start

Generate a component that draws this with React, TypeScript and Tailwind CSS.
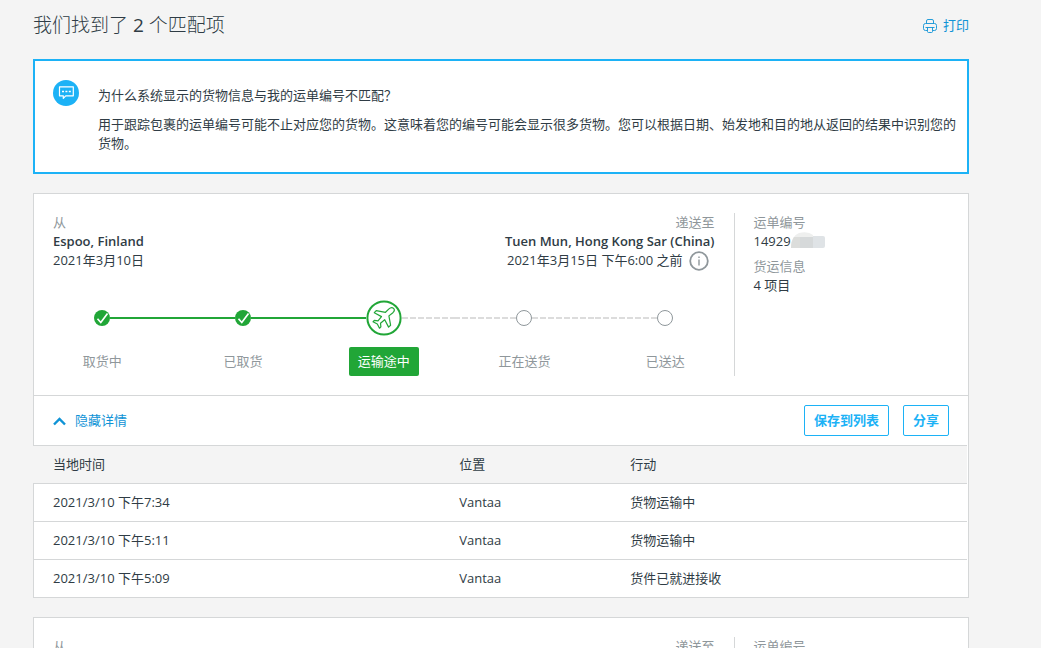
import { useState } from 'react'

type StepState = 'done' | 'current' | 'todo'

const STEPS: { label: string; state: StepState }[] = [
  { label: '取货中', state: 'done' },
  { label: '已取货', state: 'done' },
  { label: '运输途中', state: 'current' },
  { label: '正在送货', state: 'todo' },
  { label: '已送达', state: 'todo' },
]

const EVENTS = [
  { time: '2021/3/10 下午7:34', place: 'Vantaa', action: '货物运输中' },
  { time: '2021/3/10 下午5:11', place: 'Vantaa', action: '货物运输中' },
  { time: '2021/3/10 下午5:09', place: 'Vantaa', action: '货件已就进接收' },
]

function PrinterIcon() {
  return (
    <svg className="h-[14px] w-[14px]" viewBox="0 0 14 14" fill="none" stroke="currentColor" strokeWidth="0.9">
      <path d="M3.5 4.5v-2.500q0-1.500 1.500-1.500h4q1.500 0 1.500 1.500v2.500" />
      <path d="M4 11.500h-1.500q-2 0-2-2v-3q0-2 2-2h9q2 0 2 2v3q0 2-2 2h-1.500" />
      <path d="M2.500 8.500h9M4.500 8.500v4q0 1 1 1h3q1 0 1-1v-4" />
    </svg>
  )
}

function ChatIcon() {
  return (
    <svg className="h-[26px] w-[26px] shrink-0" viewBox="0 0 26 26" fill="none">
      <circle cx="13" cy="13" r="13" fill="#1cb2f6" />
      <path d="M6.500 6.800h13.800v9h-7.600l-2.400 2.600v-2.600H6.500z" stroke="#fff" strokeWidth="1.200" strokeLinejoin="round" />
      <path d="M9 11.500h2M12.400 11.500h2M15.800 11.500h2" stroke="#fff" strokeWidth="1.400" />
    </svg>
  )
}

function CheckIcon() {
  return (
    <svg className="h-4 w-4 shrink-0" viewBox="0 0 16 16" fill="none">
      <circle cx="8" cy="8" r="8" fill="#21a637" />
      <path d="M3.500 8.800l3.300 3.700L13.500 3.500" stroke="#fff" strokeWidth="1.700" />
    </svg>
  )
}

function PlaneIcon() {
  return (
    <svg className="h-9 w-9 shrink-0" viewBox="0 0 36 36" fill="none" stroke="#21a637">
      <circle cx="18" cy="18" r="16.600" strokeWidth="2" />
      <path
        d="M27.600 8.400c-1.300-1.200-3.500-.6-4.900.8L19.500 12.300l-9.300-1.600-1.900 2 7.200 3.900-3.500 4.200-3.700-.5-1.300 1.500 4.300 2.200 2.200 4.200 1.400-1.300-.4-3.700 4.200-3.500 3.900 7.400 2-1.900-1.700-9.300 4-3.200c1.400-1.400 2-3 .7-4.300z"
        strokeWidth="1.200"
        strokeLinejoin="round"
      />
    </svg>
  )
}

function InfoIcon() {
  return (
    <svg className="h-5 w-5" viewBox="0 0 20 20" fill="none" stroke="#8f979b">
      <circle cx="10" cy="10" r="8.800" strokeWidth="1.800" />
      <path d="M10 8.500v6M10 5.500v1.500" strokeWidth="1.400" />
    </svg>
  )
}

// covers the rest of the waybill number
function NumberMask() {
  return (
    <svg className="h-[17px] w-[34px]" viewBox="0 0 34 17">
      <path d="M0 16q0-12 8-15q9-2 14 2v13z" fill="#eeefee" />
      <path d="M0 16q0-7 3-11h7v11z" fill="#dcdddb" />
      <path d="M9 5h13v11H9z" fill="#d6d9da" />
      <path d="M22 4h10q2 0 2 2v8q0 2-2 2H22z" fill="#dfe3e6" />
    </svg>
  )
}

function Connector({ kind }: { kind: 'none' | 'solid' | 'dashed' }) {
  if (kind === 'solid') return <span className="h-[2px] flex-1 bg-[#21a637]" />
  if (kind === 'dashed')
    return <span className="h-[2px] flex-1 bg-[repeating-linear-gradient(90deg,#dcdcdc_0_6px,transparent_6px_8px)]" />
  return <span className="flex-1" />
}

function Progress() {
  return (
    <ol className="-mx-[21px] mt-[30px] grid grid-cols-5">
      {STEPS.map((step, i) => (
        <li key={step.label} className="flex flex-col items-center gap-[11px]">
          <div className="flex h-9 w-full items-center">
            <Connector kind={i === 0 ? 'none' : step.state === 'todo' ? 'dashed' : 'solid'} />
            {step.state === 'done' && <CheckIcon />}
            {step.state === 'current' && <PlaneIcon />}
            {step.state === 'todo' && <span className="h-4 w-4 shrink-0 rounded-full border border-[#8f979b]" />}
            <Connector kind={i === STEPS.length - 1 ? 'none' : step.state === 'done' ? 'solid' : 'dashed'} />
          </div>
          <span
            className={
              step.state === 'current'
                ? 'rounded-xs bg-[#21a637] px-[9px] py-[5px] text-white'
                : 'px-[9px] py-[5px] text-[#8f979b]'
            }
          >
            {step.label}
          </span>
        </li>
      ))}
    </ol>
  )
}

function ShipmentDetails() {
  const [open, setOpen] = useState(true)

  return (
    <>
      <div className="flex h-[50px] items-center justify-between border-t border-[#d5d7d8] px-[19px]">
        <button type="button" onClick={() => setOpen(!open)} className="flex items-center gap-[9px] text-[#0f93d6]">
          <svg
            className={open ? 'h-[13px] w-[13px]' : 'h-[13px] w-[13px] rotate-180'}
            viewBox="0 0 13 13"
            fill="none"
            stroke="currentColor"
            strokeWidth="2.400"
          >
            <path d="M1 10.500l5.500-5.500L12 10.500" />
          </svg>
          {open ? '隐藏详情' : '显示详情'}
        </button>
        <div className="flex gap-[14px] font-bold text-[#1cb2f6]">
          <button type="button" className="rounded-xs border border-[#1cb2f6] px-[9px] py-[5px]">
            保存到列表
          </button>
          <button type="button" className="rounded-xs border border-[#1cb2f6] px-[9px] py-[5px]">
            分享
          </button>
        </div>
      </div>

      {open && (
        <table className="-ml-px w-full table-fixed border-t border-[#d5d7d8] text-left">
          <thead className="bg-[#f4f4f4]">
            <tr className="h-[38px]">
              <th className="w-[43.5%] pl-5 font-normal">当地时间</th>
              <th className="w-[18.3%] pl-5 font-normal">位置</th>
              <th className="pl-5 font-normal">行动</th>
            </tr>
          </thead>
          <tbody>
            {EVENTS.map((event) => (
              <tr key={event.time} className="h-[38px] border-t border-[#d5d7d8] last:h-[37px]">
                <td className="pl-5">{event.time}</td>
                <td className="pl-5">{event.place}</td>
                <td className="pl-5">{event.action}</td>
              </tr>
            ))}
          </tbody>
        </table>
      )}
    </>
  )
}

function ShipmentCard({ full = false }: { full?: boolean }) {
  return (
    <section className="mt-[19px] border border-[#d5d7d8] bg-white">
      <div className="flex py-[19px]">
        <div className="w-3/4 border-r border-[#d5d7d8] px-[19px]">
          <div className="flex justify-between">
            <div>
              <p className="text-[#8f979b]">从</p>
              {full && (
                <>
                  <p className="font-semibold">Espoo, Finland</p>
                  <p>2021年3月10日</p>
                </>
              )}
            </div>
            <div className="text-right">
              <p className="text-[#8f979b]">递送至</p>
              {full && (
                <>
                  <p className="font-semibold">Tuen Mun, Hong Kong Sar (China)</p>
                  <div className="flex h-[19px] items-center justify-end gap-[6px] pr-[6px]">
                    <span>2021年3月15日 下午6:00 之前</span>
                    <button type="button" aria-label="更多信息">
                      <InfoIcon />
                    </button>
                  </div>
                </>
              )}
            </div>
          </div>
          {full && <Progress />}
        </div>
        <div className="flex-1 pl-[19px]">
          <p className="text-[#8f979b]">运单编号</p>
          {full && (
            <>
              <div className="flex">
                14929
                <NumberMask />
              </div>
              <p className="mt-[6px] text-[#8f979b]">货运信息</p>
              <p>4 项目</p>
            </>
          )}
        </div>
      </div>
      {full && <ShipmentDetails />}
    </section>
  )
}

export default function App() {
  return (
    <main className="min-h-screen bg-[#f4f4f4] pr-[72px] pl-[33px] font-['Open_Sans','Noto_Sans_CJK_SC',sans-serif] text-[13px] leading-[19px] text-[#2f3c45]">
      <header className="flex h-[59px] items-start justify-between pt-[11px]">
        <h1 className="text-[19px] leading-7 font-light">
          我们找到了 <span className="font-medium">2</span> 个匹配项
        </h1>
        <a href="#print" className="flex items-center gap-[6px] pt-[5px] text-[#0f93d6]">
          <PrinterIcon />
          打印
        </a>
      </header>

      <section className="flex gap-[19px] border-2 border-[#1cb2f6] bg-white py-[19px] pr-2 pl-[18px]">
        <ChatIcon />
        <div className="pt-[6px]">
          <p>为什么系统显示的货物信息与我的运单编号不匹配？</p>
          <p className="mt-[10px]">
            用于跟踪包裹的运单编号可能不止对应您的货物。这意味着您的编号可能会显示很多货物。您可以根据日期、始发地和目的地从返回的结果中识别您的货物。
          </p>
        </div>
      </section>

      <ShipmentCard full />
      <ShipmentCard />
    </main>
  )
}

end

What you should do: Exactly as they appear, print the lines of the listing above from its first line through the line that contains "type StepState = 'done' | 'current' | 'todo'", minus the pictures.

Reply to the exercise:
Generate a component that draws this with React, TypeScript and Tailwind CSS.
import { useState } from 'react'

type StepState = 'done' | 'current' | 'todo'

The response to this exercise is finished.